Although much of the legislative air has been consumed by Right to Work in the last few weeks, two other bills—both dealing in health care policy—are slowly making their way through the legislative process, and chances are good that our readers will hear quite a bit about them in the months ahead.
The first proposal, brought forth in the Senate, would request a "global waiver" from the federal government for Missouri's Medicaid funds. A global waiver would deliver federal funding to the state's Medicaid program without all the strings attached. Such a dramatic change in policy would allow for enormous flexibility for state legislators to craft a Medicaid program that can best help our state's most vulnerable citizens without the similarly enormous burden of federal regulations that currently bedevil the program.
A Senate committee heard testimony Wednesday on a bill that would direct the state Department of Social Services to seek a “global waiver” from federal Medicaid requirements to remake the state’s program.

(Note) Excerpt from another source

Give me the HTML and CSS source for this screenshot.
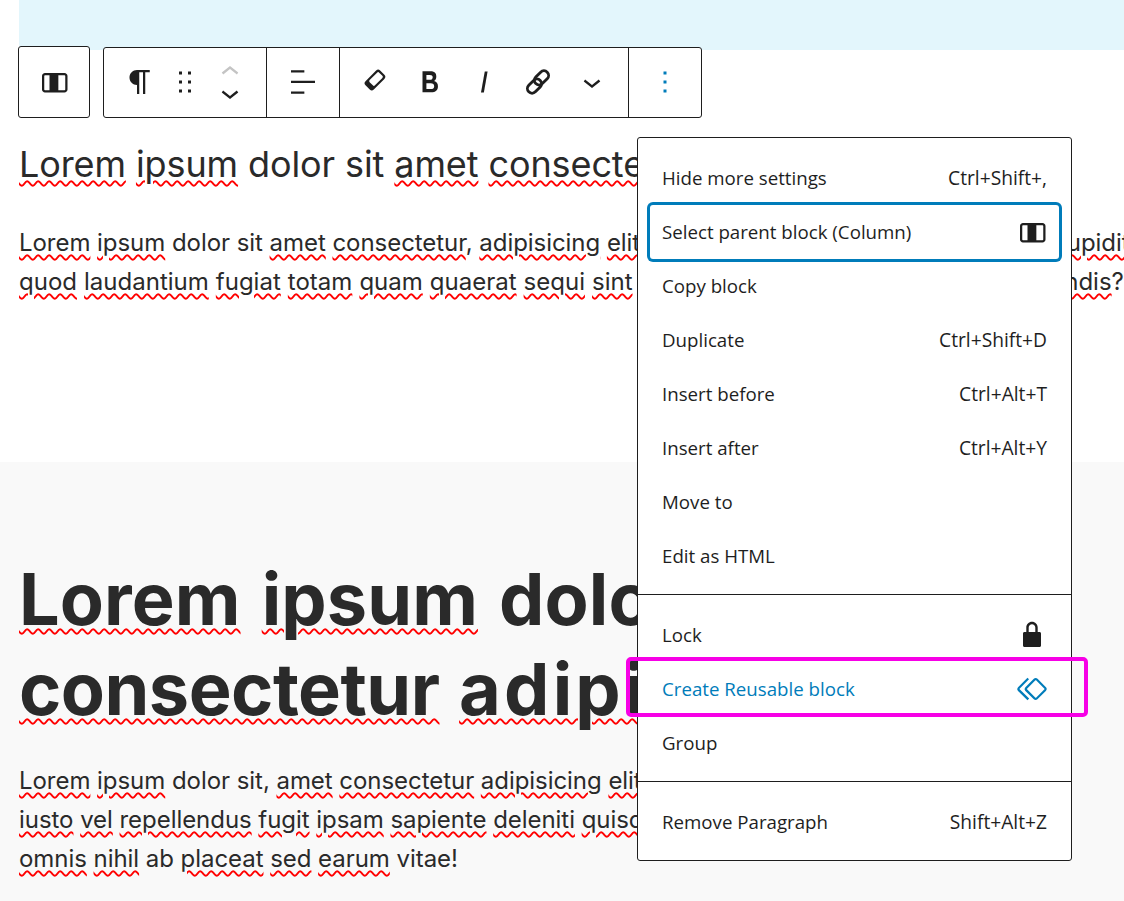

Sponsoring Sen. David Sater says the intent is to ask the federal government to provide Missouri’s Medicaid money as a block grant, giving the state greater flexibility over how to spend it. Federal Medicaid dollars currently are provided on a matching basis for each state dollar that’s spent on health care services.
Translation: Missouri would decide how best to serve Missouri Medicaid patients. Crazy, right?
Now if the waiver sounds to our longtime readers a lot like the block grant idea we've written about in the past, that's because functionally, it is. Our full proposal would take the grant money and split it into HSAs for low-income beneficiaries, empowering them to make decisions about their health while simultaneously providing incentive for participants to save money and shop for care. These ideas are largely captured in the second bill I referenced in the introduction. That HSA idea is, of course, just one of many potential reforms to the Medicaid program that could happen under a waiver or block grant, so Missouri's plan could be different from plans agreed to in Florida, Illinois, or any other state. That's a feature of the block grant, and given that a block grant proposal is currently being floated by the President, we may soon have the opportunity to see the laboratories of democracy at work in an effort to provide and better-tailor care in the Medicaid program.
But to get there? The doors to those labs need to be thrown open, and that's where the waiver and block grants come in. I hope these ideas continue to work their way through the legislative process, as they are likely to be front and center during this legislative session—especially, as seems reasonably likely, if the federal government green-lights block granting of Medicaid from its end.